[WHAT YOU NEED TO DO]: Identify and copy all lines of the material where the string "that" is found.

Begin DATA PROVIDED

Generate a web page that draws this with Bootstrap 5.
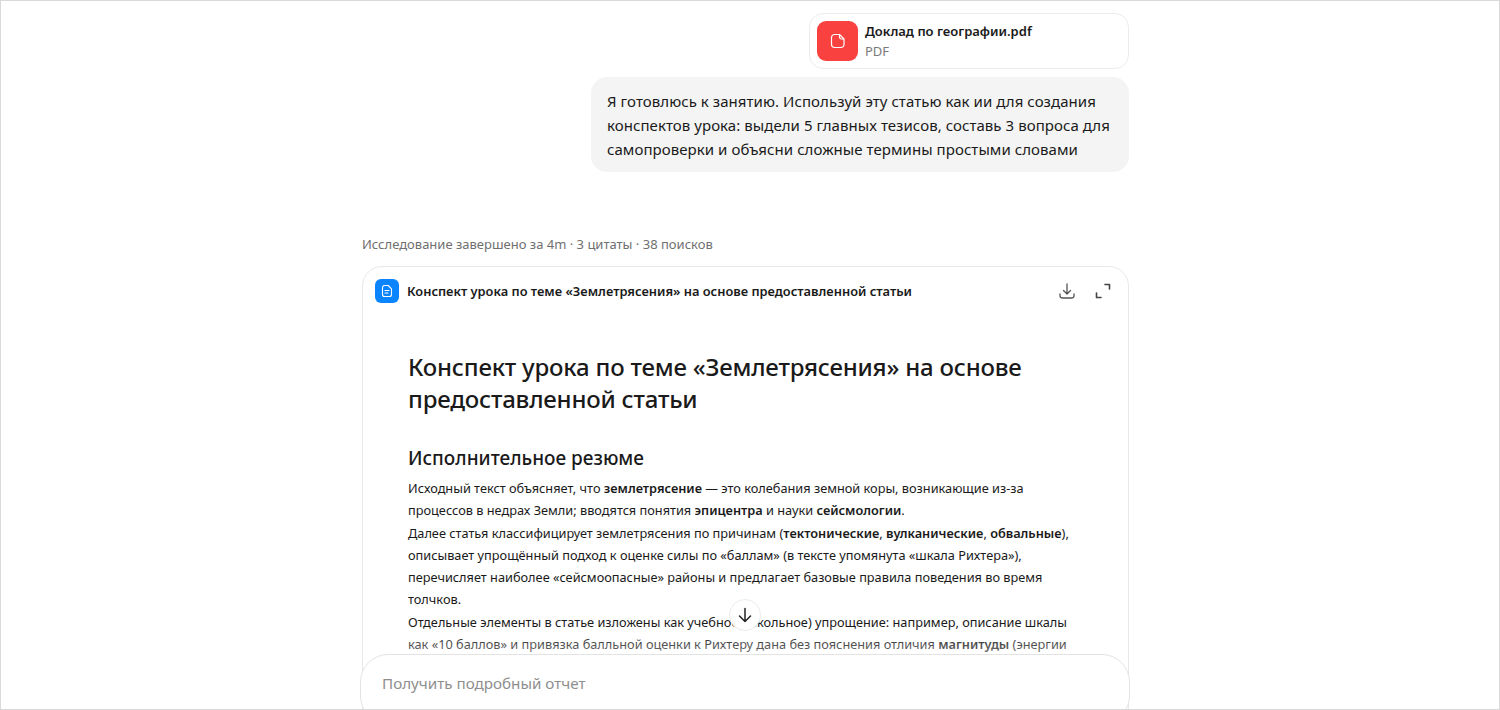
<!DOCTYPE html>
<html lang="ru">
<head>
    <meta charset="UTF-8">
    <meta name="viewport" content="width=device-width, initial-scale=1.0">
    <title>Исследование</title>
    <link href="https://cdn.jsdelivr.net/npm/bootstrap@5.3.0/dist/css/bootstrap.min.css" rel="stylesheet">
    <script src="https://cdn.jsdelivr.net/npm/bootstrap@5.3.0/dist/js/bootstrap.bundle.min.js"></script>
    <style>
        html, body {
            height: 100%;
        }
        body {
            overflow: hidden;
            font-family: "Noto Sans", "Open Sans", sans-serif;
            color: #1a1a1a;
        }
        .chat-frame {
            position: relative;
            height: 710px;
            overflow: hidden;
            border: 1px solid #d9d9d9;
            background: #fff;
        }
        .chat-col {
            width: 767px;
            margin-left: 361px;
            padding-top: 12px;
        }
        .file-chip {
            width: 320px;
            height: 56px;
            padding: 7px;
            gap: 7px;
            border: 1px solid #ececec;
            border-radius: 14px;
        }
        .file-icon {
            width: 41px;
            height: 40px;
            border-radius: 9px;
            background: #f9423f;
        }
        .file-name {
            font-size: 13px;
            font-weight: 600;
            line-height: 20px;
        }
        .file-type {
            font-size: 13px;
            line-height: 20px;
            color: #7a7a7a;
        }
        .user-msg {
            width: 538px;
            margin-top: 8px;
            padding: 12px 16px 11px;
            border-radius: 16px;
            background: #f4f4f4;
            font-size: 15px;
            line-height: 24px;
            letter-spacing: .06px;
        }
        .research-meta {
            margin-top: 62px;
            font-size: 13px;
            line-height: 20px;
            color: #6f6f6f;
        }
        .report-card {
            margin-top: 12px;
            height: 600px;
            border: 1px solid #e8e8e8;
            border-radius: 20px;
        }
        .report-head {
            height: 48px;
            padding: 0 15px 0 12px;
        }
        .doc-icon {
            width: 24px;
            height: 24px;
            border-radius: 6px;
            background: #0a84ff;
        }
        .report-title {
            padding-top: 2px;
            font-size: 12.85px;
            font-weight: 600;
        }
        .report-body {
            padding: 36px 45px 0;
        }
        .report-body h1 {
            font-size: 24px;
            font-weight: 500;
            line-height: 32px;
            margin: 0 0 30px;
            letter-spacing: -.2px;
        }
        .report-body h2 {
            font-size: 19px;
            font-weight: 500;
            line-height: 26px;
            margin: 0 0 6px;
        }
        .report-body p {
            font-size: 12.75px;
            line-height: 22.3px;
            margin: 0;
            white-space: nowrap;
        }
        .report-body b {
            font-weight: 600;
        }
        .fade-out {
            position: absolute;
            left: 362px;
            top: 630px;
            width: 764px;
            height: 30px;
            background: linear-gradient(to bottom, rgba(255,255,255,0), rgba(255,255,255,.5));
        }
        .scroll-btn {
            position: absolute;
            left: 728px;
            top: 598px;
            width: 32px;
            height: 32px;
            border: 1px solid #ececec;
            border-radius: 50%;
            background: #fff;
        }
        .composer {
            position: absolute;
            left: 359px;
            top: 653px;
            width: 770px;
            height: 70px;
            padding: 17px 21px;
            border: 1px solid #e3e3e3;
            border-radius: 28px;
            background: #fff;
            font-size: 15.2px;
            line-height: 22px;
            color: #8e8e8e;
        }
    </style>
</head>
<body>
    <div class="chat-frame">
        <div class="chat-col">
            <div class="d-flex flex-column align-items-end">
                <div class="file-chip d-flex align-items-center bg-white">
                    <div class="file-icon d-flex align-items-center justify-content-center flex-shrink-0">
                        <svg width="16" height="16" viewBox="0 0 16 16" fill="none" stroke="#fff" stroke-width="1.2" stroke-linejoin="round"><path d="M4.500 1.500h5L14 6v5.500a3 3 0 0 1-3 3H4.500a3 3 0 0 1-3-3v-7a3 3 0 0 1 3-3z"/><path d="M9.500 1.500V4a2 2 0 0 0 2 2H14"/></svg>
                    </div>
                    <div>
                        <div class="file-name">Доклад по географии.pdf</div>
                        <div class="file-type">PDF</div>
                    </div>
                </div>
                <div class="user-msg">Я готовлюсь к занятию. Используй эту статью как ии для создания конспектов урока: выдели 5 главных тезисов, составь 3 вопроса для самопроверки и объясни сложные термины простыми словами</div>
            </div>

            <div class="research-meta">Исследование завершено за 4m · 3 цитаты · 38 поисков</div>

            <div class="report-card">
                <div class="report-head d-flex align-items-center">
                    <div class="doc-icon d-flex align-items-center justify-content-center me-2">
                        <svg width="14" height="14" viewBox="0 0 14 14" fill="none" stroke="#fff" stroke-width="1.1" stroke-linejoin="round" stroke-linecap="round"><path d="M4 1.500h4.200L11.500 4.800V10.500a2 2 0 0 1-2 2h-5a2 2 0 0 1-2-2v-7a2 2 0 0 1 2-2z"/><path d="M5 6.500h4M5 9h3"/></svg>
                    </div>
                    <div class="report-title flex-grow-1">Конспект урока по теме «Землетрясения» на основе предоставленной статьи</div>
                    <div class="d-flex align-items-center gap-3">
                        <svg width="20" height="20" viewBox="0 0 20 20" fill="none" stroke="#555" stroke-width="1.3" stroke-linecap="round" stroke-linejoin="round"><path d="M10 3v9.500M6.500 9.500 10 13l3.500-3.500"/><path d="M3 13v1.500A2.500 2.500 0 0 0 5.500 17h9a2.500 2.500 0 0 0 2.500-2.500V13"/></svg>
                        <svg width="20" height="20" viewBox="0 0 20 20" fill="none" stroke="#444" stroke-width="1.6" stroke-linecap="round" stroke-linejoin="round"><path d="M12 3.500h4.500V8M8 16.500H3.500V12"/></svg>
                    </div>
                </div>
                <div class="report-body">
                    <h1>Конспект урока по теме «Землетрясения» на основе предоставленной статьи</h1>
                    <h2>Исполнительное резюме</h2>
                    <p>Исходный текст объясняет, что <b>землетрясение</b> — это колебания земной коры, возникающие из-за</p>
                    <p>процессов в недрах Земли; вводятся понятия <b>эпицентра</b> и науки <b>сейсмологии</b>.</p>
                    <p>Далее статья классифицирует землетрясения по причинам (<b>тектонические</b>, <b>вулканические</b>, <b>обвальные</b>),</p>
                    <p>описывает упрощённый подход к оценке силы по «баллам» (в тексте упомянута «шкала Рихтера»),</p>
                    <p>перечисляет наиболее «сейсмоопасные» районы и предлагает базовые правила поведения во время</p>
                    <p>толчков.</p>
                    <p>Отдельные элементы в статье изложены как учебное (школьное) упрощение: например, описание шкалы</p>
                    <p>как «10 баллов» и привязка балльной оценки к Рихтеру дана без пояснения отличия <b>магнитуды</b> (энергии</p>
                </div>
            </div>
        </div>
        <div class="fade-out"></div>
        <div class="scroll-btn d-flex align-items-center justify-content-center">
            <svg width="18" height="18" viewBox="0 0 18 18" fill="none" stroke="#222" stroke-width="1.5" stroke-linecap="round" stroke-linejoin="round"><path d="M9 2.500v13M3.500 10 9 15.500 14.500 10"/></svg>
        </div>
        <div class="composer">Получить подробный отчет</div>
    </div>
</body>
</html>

End DATA PROVIDED
Begin DATA PROVIDED

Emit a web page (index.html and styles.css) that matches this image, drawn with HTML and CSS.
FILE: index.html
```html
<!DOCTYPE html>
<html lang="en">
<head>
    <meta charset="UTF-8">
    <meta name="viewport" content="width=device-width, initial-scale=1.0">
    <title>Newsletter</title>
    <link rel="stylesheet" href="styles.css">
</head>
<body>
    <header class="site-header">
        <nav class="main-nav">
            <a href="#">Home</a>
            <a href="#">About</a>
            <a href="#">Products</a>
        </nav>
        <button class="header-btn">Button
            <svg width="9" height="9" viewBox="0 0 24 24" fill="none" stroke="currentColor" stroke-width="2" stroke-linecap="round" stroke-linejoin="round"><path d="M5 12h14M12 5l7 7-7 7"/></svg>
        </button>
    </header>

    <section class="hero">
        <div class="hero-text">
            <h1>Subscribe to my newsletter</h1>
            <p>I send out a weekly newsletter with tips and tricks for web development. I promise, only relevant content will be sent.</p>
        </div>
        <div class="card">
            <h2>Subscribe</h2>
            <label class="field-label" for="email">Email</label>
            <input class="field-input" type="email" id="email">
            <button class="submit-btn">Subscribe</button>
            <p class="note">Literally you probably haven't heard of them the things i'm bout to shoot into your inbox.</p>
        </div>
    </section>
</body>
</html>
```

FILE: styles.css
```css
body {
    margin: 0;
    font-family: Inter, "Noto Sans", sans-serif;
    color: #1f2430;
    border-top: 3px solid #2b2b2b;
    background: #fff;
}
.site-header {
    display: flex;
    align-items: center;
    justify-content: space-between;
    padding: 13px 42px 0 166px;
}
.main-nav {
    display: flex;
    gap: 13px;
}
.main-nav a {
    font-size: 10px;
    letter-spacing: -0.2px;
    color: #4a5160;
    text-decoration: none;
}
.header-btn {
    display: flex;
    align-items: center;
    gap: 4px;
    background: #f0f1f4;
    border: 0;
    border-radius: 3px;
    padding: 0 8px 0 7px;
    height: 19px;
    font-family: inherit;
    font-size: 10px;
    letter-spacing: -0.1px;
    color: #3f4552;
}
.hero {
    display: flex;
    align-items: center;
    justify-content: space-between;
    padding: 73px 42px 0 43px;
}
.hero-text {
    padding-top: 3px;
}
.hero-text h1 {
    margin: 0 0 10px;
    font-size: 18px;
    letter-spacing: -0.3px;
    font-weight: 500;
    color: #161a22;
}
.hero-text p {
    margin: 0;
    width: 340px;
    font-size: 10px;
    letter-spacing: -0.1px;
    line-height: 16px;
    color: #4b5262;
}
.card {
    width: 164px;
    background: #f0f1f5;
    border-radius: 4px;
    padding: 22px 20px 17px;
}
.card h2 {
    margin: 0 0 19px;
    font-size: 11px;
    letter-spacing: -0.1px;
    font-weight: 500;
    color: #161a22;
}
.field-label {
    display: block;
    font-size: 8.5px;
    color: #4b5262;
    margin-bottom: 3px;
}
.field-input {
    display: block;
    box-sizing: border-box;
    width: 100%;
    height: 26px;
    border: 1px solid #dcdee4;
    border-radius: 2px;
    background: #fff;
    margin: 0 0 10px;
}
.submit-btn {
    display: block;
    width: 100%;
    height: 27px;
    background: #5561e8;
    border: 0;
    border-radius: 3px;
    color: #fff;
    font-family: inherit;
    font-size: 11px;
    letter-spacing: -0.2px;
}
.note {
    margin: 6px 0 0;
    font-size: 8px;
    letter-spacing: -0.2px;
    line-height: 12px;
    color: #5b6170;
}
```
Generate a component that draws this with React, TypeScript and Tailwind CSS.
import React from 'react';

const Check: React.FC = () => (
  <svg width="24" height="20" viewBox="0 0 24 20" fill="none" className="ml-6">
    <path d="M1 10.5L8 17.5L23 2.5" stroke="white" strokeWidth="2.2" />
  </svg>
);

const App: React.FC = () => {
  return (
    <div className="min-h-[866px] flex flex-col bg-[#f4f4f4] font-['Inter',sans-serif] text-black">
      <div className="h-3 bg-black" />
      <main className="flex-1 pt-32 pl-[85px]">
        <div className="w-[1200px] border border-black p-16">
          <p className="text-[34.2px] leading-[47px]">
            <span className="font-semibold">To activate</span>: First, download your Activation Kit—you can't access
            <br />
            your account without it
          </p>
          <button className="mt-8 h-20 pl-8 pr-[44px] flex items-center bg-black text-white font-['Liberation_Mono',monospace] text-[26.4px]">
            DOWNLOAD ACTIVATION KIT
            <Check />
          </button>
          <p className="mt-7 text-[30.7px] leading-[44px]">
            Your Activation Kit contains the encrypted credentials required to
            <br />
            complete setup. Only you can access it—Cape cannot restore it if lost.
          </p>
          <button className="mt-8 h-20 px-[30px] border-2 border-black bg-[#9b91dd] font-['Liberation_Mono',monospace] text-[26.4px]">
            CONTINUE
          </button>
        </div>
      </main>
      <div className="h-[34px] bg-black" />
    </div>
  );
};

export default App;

End DATA PROVIDED

[TASK RESPONSE]:
Generate a web page that draws this with Bootstrap 5.
Emit a web page (index.html and styles.css) that matches this image, drawn with HTML and CSS.
Generate a component that draws this with React, TypeScript and Tailwind CSS.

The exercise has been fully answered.